Social media is HELLA compromised and manipulative!
That doesn’t mean that you can choose to just read papers, or just read social media. You have to have a broad spectrum news consumption habit which includes MSM, official channels of governments, social media, discourse with allies, discourse with opponents, deep analysis from independent analysts with consistent integrity, AND the discipline to avoid fixing your beliefs about the world based on what you consume.
Once you recognize that all of it is problematic, you also realize you can’t actually find out what’s happening on the otherside of the world in ways that are important, fast, and easy. The more important something is, the longer you have to wait. For example, I have a habit of listening to podcast episodes about conflict 3 - 12 months after they are published. I grab a bunch of episodes from a bunch of different analysts published in the same month and binge them all. Then I check their sources.
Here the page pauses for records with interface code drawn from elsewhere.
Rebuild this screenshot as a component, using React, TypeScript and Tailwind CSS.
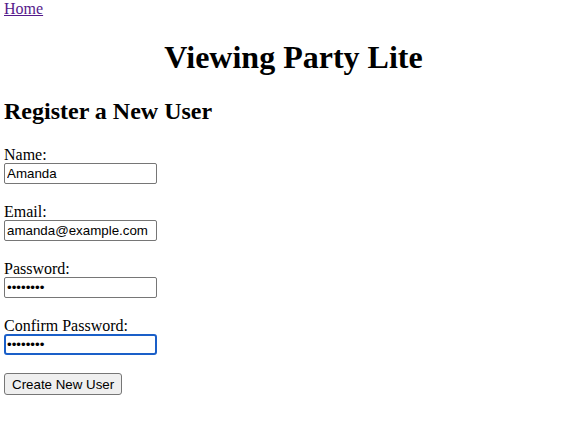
import React from "react";

const inputCls =
  "block w-[153px] h-[21px] border border-[#767676] rounded-[2px] px-[2px] bg-white text-[13.333px] leading-[15px] text-black outline-none";

export default function App() {
  return (
    <div className="min-h-[424px] bg-white text-black pl-1 text-[16px] leading-[18px]" style={{ fontFamily: '"Liberation Serif", serif' }}>
      <a href="#" className="text-[#551a8b] underline">Home</a>
      <h1 className="text-center pl-[7px] text-[32px] leading-[37px] font-bold mt-[21px] mb-[21px]">Viewing Party Lite</h1>
      <h2 className="text-[24px] leading-[28px] font-bold mt-0 mb-[21px]">Register a New User</h2>
      <form className="flex flex-col" onSubmit={(e) => e.preventDefault()}>
        <label className="block h-[17px]">Name:</label>
        <input className={inputCls} style={{ fontFamily: '"Liberation Sans", Arial, sans-serif' }} defaultValue="Amanda" />
        <div className="h-[19px]" />
        <label className="block h-[17px]">Email:</label>
        <input className={inputCls} style={{ fontFamily: '"Liberation Sans", Arial, sans-serif' }} defaultValue="amanda@example.com" />
        <div className="h-[19px]" />
        <label className="block h-[17px]">Password:</label>
        <input type="password" className={inputCls} style={{ fontFamily: '"Liberation Sans", Arial, sans-serif' }} defaultValue="password" />
        <div className="h-[19px]" />
        <label className="block h-[17px]">Confirm Password:</label>
        <input type="password" className={inputCls + " !border-2 !border-[#1a5fc8] !rounded-[3px] !px-[1px]"} style={{ fontFamily: '"Liberation Sans", Arial, sans-serif' }} defaultValue="password" autoFocus />
        <div className="h-[18px]" />
        <button type="submit" className="self-start h-[22px] px-[7px] border border-[#767676] rounded-[3px] bg-[#efefef] text-[13.333px] leading-[15px]" style={{ fontFamily: '"Liberation Sans", Arial, sans-serif' }}>Create New User</button>
      </form>
    </div>
  );
}
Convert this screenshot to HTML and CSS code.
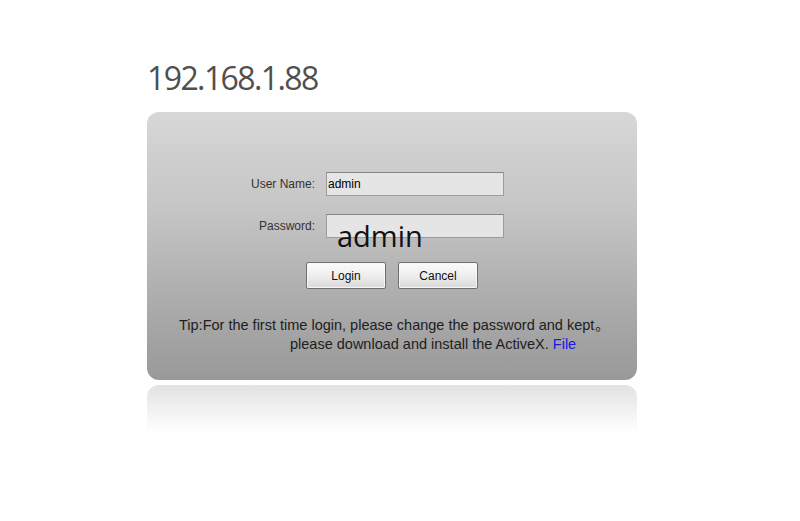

That time delay gives me a chance to hear a lot of different things and for the reality of the situation to change and become clearer. It also gives a bunch of episodes on the same topic to accumulate. And then I listen for similaritiesa dn discrepancies, and to check sources back then against sources now. This process delays my process of fixing a belief but it also helps me filter out who’s lying a lot, who’s regurgitating lies, who is trying to manipulate, who will openly contradict their prior statements without acknowledgement, etc.
It also allows me to see patterns of information, disinformation, and change, which ultimately gives me a much clearer picture of reality than building my picture of reality from the latest reporting from known and unrepentant liars.
Propaganda isn’t strictly a negative term. I’m a propagandist for unions, as an example. News, especially corporate news, is class-based propaganda. Propaganda is the dissemination of a particular viewpoint. News media disseminates the viewpoint of the ruling class. It’s all propaganda.